Moderators: just brew it!, farmpuma

ATI GPU2 Optimization Guide

Postposted on Thu Apr 09, 2009 8:00 am

As far as I can tell, the ATI GPU2 client has not received much attention among TR folders, mainly because of lower PPD of AMD graphics cards, and partly because of the fact that the client is not as mature as the Nvidia GPU2 clients.

But the most recent cores now allow for a series of optimizations that yield slight PPD increases (10-20%), and drop CPU usage to around 0-5% on XP, Vista, and 7, like the Nvidia clients on XP. There are three or four (If you count an experimental one) optimizations that can be used. These optimizations are system environmental variables that need to be added through the Control panel.

Procedure to add Environmental Variables:

Go to start, control panel, System, Advanced System Settings, a new window called System Properties should pop up, go to the Advanced tab, and click Environmental Variables..., under the Systems variables section, click new, and then set the name (Names are case sensitive now "" needed, include the underscores), and values for the variables. Click Apply and it should be set. The GPU2 Client needs to be restarted in order for it to apply, XP may require a system restart.

The first variable is "FLUSH_INTERVAL" minimum requirements are Core version 1.22 and Catalyst 8.12 (At least 8.12 is the oldest it seems stable on).

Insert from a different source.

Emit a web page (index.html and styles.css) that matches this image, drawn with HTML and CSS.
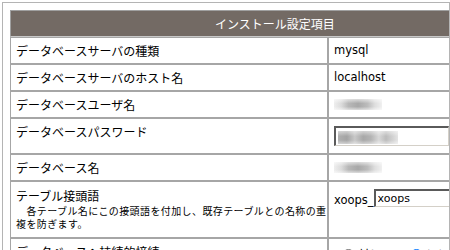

FLUSH_INTERVAL requires a value between 1 and 1024. For Core 1.22 and 1.23 and Catalyst 8.12-9.2, FL setting vary a lot depending on the graphics card used. For instance, something like a HD 4550 shouldn't need more than 64, a HD 4670 may need 128 or higher, while an HD 4870 could take 512. What FL does is reduce CPU usage, (Changes the size of packets sent to the CPU), CPU usage for these cores should gradual decrease to something around 15-25% with higher FL's. In order to set the FL start with a low value (Again lower than the values suggested something around 32 is a good start) and increase the FL in increments. With your original low FL you should have less than 100% GPU usage and only slightly lower CPU usage, increase until GPU usage is back up to 100% or so and CPU is down a fair bit.

IF you ever get a VPU recover or work unit errors, decrease the FL to the last stable value.

On the newest Core, version 1.24 and with Catalyst 9.3, FL behavior has changed, generally if you are updating from and older Catalyst start at around 32 again and work your way back up as described, in general, the new optimal FL should be less than before (Values over 200 usually cause problems).

The other two environmental variables are "CAL_NO_FLUSH" and "BROOK_YIELD". These are simple, set "CAL_NO_FLUSH" to 1 and "BROOK_YIELD" to 2. These can only run stable on Catalyst 9.3 and version 1.24!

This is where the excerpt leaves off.